From: roopa <roopa@cumulusnetworks.com>
To: Scott Feldman <sfeldma@gmail.com>
Cc: "stephen@networkplumber.org" <stephen@networkplumber.org>,
"David S. Miller" <davem@davemloft.net>,
"Jamal Hadi Salim" <jhs@mojatatu.com>,
"Jiří Pírko" <jiri@resnulli.us>,
"Arad, Ronen" <ronen.arad@intel.com>,
"Thomas Graf" <tgraf@suug.ch>,
"john fastabend" <john.fastabend@gmail.com>,
"vyasevic@redhat.com" <vyasevic@redhat.com>,
Netdev <netdev@vger.kernel.org>,
"Wilson Kok" <wkok@cumulusnetworks.com>,
"Andy Gospodarek" <gospo@cumulusnetworks.com>
Subject: Re: [RFC PATCH net-next] bridge: ability to disable forwarding on a port
Date: Sun, 18 Jan 2015 01:10:12 -0800 [thread overview]
Message-ID: <54BB7874.90201@cumulusnetworks.com> (raw)
In-Reply-To: <CAE4R7bBeNojtj3Zyd6+zSJFGRjG4vejBObnS1XUFAfJDZJZYow@mail.gmail.com>
On 1/17/15, 5:05 PM, Scott Feldman wrote:
> On Fri, Jan 16, 2015 at 11:32 PM, <roopa@cumulusnetworks.com> wrote:
>> From: Roopa Prabhu <roopa@cumulusnetworks.com>
>>
>> On a Linux bridge with bridge forwarding offloaded to a switch ASIC,
>> there is a need to not re-forward the frames that come up to the
>> kernel in software.
>>
>> Typically these are broadcast or multicast packets forwarded by the
>> hardware to multiple destination ports including sending a copy of
>> the packet to the kernel (e.g. an arp broadcast).
>> The bridge driver will try to forward the packet again, resulting in
>> two copies of the same packet.
>>
>> These packets can also come up to the kernel for logging when they hit
>> a LOG acl in hardware.
>>
>> This patch makes forwarding a flag on the port similar to
>> learn and flood and drops the packet just before forwarding.
>> (The forwarding disable on a bridge is tested to work on our boxes.
>> The bridge port flag addition is only compile tested.
>> This will need to be further refined to cover cases where a non-switch port
>> is bridged to a switch port etc.
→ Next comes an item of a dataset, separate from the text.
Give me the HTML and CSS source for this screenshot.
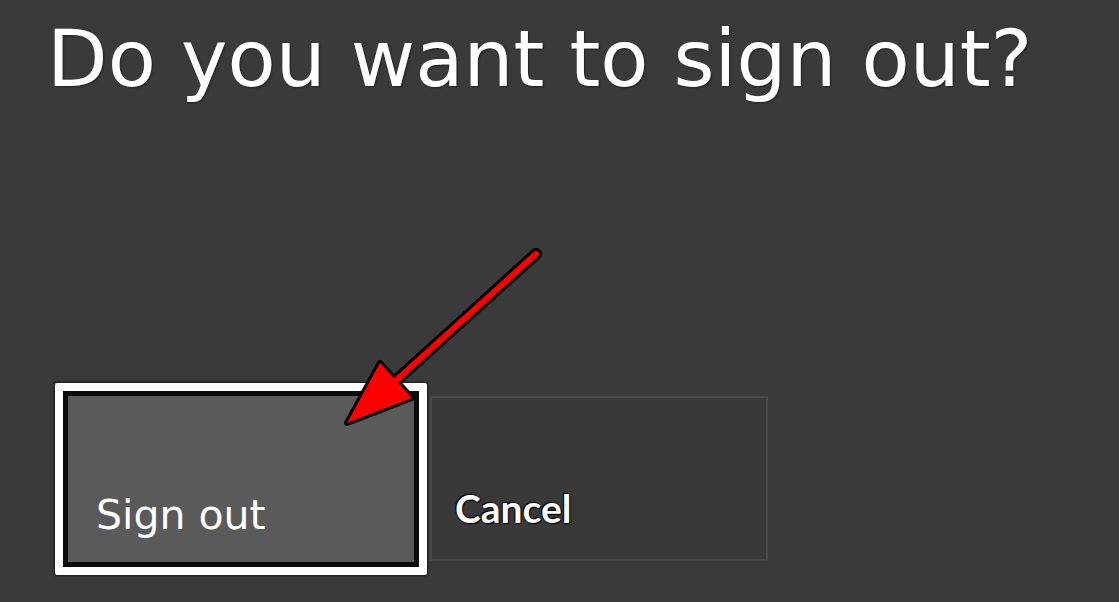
FILE: index.html
```html
<!DOCTYPE html>
<html lang="en">
<head>
<meta charset="utf-8">
<title>Sign out</title>
<link rel="stylesheet" href="styles.css">
</head>
<body>
<main class="screen">
  <h1 class="title">Do you want to sign out?</h1>
  <div class="actions">
    <button class="btn btn-primary"><span class="btn-inner"><span class="label">Sign out</span></span></button>
    <button class="btn btn-secondary"><span class="label">Cancel</span></button>
  </div>
  <svg class="arrow" width="1119" height="602" viewBox="0 0 1119 602" aria-hidden="true">
    <line x1="536" y1="254" x2="390" y2="386" stroke="#000" stroke-width="12" stroke-linecap="round"/>
    <polygon points="380,363 412,398 347,423" fill="#000" stroke="#000" stroke-width="6" stroke-linejoin="round"/>
    <line x1="536" y1="254" x2="390" y2="386" stroke="#ff0000" stroke-width="6" stroke-linecap="round"/>
    <polygon points="380,363 412,398 347,423" fill="#ff0000"/>
  </svg>
</main>
</body>
</html>
```
FILE: styles.css
```css
html, body {
  margin: 0;
  padding: 0;
  background: #3a3a3a;
}
.screen {
  position: relative;
  width: 1119px;
  height: 602px;
  overflow: hidden;
  background: #3a3a3a;
}
.title {
  margin: 0;
  padding: 20px 0 0 47px;
  font-family: "DejaVu Sans", Verdana, sans-serif;
  font-weight: normal;
  font-size: 78.8px;
  line-height: 1;
  color: #ffffff;
  text-shadow: 1px 1px 2px rgba(0,0,0,0.45);
}
.actions {
  display: flex;
  align-items: center;
  gap: 3px;
  margin: 284px 0 0 55px;
}
.btn {
  padding: 0;
  margin: 0;
  font: inherit;
  color: #fff;
  cursor: pointer;
  display: flex;
  box-sizing: border-box;
}
.btn-primary {
  width: 372px;
  height: 192px;
  border: 8px solid #ffffff;
  border-radius: 2px;
  background: #000;
  box-shadow: 0 0 2px 1px rgba(0,0,0,0.6);
}
.btn-inner {
  flex: 1;
  display: flex;
  align-items: flex-end;
  border: 5px solid #0a0a0a;
  background: #5a5a5a;
  padding: 0 0 26px 28px;
}
.btn-primary .label {
  font-family: "DejaVu Sans", Verdana, sans-serif;
  font-size: 41px;
  line-height: 1;
  color: #fff;
}
.btn-secondary {
  width: 338px;
  height: 165px;
  border: 2px solid #4a4a4a;
  background: #393939;
  align-items: flex-end;
  padding: 0 0 31px 23px;
}
.btn-secondary .label {
  font-family: Lato, "Open Sans", sans-serif;
  font-weight: bold;
  font-size: 39px;
  line-height: 1;
  color: #fff;
  text-shadow: 0 0 2px #000, 1px 1px 1px #000, -1px -1px 1px #000;
}
.arrow {
  position: absolute;
  left: 0;
  top: 0;
  pointer-events: none;
}
```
We will submit more patches to cover
>> all cases if we agree on this approach).
> Good topic to bring up, thanks for proposing a patch. There is indeed
> duplicate pkts sent out in the case where both the bridge and the
> offloaded device are flooding these non-unicast pkts, such as ARP
> requests. We do have per-port control today over unicast flooding
> using BR_FLOOD (IFLA_BRPORT_UNICAST_FLOOD).
>
> As you point out, this doesn't solve the case for non-offloaded ports
> bridged with switch ports. If this port setting is enabled on an
> offloaded switch port, for example, the non-offloaded port can't get
> an ARP request resolved, if the MAC is behind the offloaded switch
> port. But do we care? Is there a use-case for this one, mixing
> offloaded and non-offloaded ports in a bridge?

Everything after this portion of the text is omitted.